What are you reading?

A weekly look over the shoulders of our scholar-reviewers

August 11, 2011

Nathan Emmerich, a doctoral student in bioethics at Queen's University Belfast, is reading Ted Chiang's The Lifecycle of Software Objects (Subterranean Press, 2010). "The best science fiction is never just about the science. Rather it presents philosophical questions, more often than not of ethics but also metaphysical questions regarding our natures. Balancing the presentation and development of a near-future idea while leaving it up to the reader to formulate explicit questions, this is sci-fi asking such questions at its best. Simple but precise illustrations complete the effect of this brief work, whose depths are hidden in plain sight."

Faye Hammill, professor of English, University of Strathclyde, is reading Brian Busby's A Gentleman of Pleasure: One Life of John Glassco, Poet, Memoirist, Translator, and Pornographer (McGill-Queen's University Press, 2011). "The respected Montreal poet and translator John Glassco was also a rubber fetishist, bisexual adventurer and literary hoaxer. Best known for an engaging yet highly unreliable memoir of 1920s Paris, Glassco 'revelled in playing the gracious, dirty sophisticate'. Both entertaining and scholarly, this is, surprisingly, the first biography of this eccentric writer."

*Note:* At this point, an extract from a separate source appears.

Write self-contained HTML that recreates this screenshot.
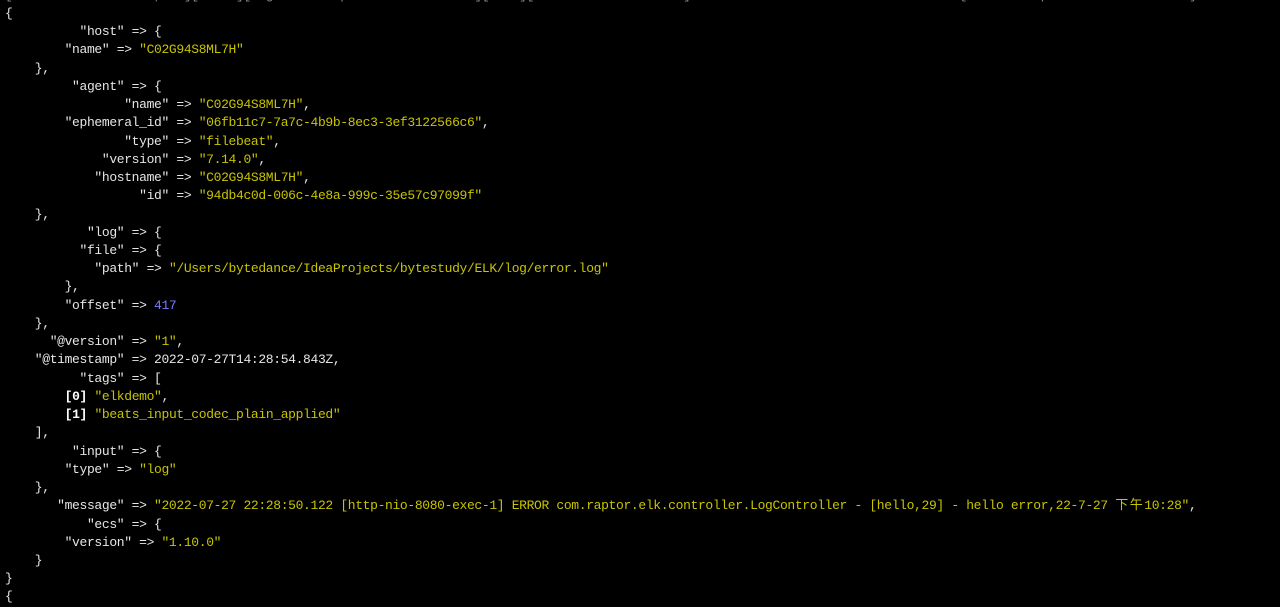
<!DOCTYPE html>
<html><head><meta charset="utf-8"><style>
html,body{margin:0;padding:0;background:#000;width:1280px;height:597px;overflow:hidden}
pre{margin:0;position:absolute;left:5px;top:-13.3px;font-family:"Liberation Mono","Noto Sans CJK SC",monospace;font-size:13px;letter-spacing:-0.35px;line-height:18.23px;color:#e6e6e6;white-space:pre}
.y{color:#c8c400}.b{color:#7b7bff}.w{color:#fff;font-weight:bold}.g{color:#888}.c{letter-spacing:1.5px}
</style></head><body><pre><span class="g">[2022-07-27T14:28:54,859][INFO ][logstash.outputs.elasticsearch][main][b4e0dbcdf0e1a9d6b2a1] Restored connection to ES instance {:url=&gt;"http://localhost:9200/"}</span>
{
          "host" =&gt; {
        "name" =&gt; <span class="y">"C02G94S8ML7H"</span>
    },
         "agent" =&gt; {
                "name" =&gt; <span class="y">"C02G94S8ML7H"</span>,
        "ephemeral_id" =&gt; <span class="y">"06fb11c7-7a7c-4b9b-8ec3-3ef3122566c6"</span>,
                "type" =&gt; <span class="y">"filebeat"</span>,
             "version" =&gt; <span class="y">"7.14.0"</span>,
            "hostname" =&gt; <span class="y">"C02G94S8ML7H"</span>,
                  "id" =&gt; <span class="y">"94db4c0d-006c-4e8a-999c-35e57c97099f"</span>
    },
           "log" =&gt; {
          "file" =&gt; {
            "path" =&gt; <span class="y">"/Users/bytedance/IdeaProjects/bytestudy/ELK/log/error.log"</span>
        },
        "offset" =&gt; <span class="b">417</span>
    },
      "@version" =&gt; <span class="y">"1"</span>,
    "@timestamp" =&gt; 2022-07-27T14:28:54.843Z,
          "tags" =&gt; [
        <span class="w">[0]</span> <span class="y">"elkdemo"</span>,
        <span class="w">[1]</span> <span class="y">"beats_input_codec_plain_applied"</span>
    ],
         "input" =&gt; {
        "type" =&gt; <span class="y">"log"</span>
    },
       "message" =&gt; <span class="y">"2022-07-27 22:28:50.122 [http-nio-8080-exec-1] ERROR com.raptor.elk.controller.LogController - [hello,29] - hello error,22-7-27 <span class="c">下午</span>10:28"</span>,
           "ecs" =&gt; {
        "version" =&gt; <span class="y">"1.10.0"</span>
    }
}
{</pre></body></html>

Dennis Hayes, professor of education, University of Derby, is rereading Michael Oakeshott's The Voice of Liberal Learning (Liberty Fund, 2001). "This contains the prescient essay he wrote for The Listener in 1950, 'The Idea of a University'. He concludes by saying that a university will have ceased to exist when its learning has degenerated into what is now called research, when its teaching has become mere instruction and occupies the whole of an undergraduate's time and students come not in search of their 'intellectual fortune' but a serviceable 'moral and intellectual outfit' and desire only 'a qualification for earning a living'. Oakeshott's four criteria seem to describe the trajectory of the contemporary university, that is, to cease to be a university."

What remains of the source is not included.